In Oracle's defense, the sheer amount of IP they have to go through after buying someone like Sun is staggering. Oracle has/had a responsibility to make sure they know the terms and conditions for EVERY deal Sun made that is still in effect. It took Red Hat months to do the same when they bought Qumranet and they were a small fish compared to Sun.
Edited 2010-08-09 16:03 UTC
Especially all the throw away accounts created on the developer sites by marketing required for developers to get a t-shirt. Sun managers got bonuses based on the "growth" of developers accounts.
Well Oracle sent us a letter via express Fedex from Calafornia to tell us they were cancelling License agreements! So they obviously have money to spend...

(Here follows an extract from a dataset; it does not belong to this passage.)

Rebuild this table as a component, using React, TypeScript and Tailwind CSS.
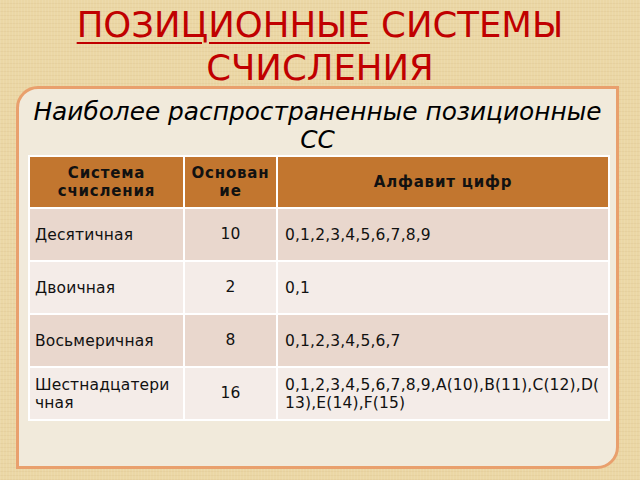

http://pdf.jpedal.org/java-pdf-blog/bid/37652/Oracle-and-Java
That might be it but personally I think Oracle are going a bit further than that. I see some parallels in this:-
When the bought BEA (Weblogic etc) they soon put up the prices by quite a big margin.
Now Weblogic can be more expensive than Websphere App Server and is a hell of a lot more expensige than JBOSS.
With all the App server stuff from Sun now in the can, I see most of it being canned. Sun gave away far too much to make sense.
I belief is that Oracle are going to drop things like Glassfish and possibly even Netbeans.
I would like very much to be proved wrong.
We are just starting to use Glassfish in an ESB. It would be a shame to have to go back to the drawingboard.
The blog entry at the end of your link doesn't really say very much. I don't think that indicates anything traumatic coming in regards to Java...
Just Oracle getting ready to brand and take control of management and marketing in its own way.
Don't get me wrong... I don't really like or trust Oracle as a corporate entity but I don't think they are going to try and corner, trap and kill Java, tho' I am sure they are trying to figure out ways to make bundles of cash off it.
The linked site is a bad joke in usability. I wasn't able to sign up in 3 minutes and I don't consider myself stupid.
I gave up. To register, they require you to sign in first. I briefly checked other pages on oracle.com, many more are in some way broken.